The undersigned hereby exercises the right to purchase _______ shares of
the Common Stock covered by the attached Option Agreement (the "Securities"),
according to the conditions thereof, and herewith makes payment in full in the
amount of $__________ for such shares.
Optionee unconditionally warrants, represents and guarantees that:
(a) The Securities are being acquired and will be taken and received for
it's private, personal investment for it's own account.

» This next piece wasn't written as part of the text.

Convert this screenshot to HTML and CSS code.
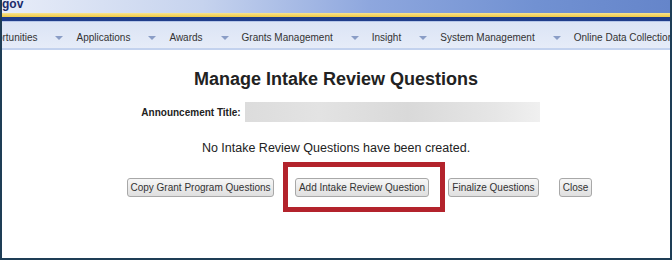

(d) DX3 fully comprehend that you are relying to a material degree on the
representations, warranties and covenants contained herein, and with such
realization authorize you to act as you may see fit in reliance thereon,
including without limitation the placement of the following legend on any stock
certificate issued, in addition to any other legends that may be imposed
thereon, and to the imposition of stop transfer orders against my securities:
"THE SECURITIES REPRESENTED BY THIS CERTIFICATE WERE ISSUED WITHOUT REGISTRATION
UNDER THE SECURITIES ACT OF 1933, AS AMENDED (THE "ACT"), ARE "RESTRICTED
SECURITIES," AND MAY NOT BE SOLD, TRANSFERRED OR ASSIGNED EXCEPT PURSUANT TO AN
EFFECTIVE REGISTRATION STATEMENT UNDER THE ACT OR IN A TRANSACTION WHICH, IN THE
OPINION OF COUNSEL SATISFACTORY TO THE COMPANY, IS NOT REQUIRED TO BE REGISTERED
UNDER THE ACT."
(e) DX3 agrees that none of the Securities or any interest therein will
be sold, transferred or otherwise disposed of unless and until registered under
the Securities Act of 1933, as amended (the "Act"), or similar successor law,
without first having presented to you or your counsel (i) an unqualified written
opinion of counsel experienced in securities law matters satisfactory to you
indicating that the proposed transfer will not be in violation of any of the
registration provisions of the Act or similar successor law, and the rules and
regulations promulgated thereunder, or (ii) a "no-action" letter to such effect
issued by the Securities and Exchange Commission. In any event and regardless
of when any such sale, transfer or other disposition of any Securities or any
interest therein may be made, DX3 will make no sale, transfer pledge or other
disposition of any of the Securities or any interest therein without first
having presented to you (i) an unqualified opinion of such counsel indicating
exemption from, compliance with, or qualification under all applicable state
securities or "blue sky" laws, and (ii) DX3's indemnification of you against
any liabilities, costs or expenses which might result should any such transfer,
sale or other disposition (or any action by any broker or dealer in connection
with the foregoing) violate or be alleged to violate the Act, the rules and
regulations promulgated thereunder, or any applicable federal laws or state
securities or "blue sky" laws or regulations or any court or administrative
order.
(g) In the case of sales pursuant to Rule 144 of the Securities and
Exchange Commission, in addition to the matters set forth above, DX3 will
forward to you a copy of the Form 144 as filed with the Securities and Exchange
Commission, and a letter from the executing broker indicating compliance with
Rule 144. If Rule 144 is amended or if the interpretation of the Securities and
Exchange Commission thereof in effect at the time of any sale by DX3 of any of
the Securities has changed, DX3 will provide you with such additional documents
as you may reasonably require. DX3 understand that sales by me of any of the
Securities made in reliance on Rule 144 could be made only in certain limited
amounts and in a specified manner, only after certain holding periods have been
met, and only when there were available specified current public information,
all in accordance with the terms and conditions of the Rule. DX3 understands
that if Rule 144 is not available, compliance with some other exemption under
the Act will be required if any of the Securities are to be sold in compliance
herewith but without registration under the Act.
DX3, INC.
By:____________________________________
Address: ____________________________
____________________________
____________________________
Dated: ______________, _____.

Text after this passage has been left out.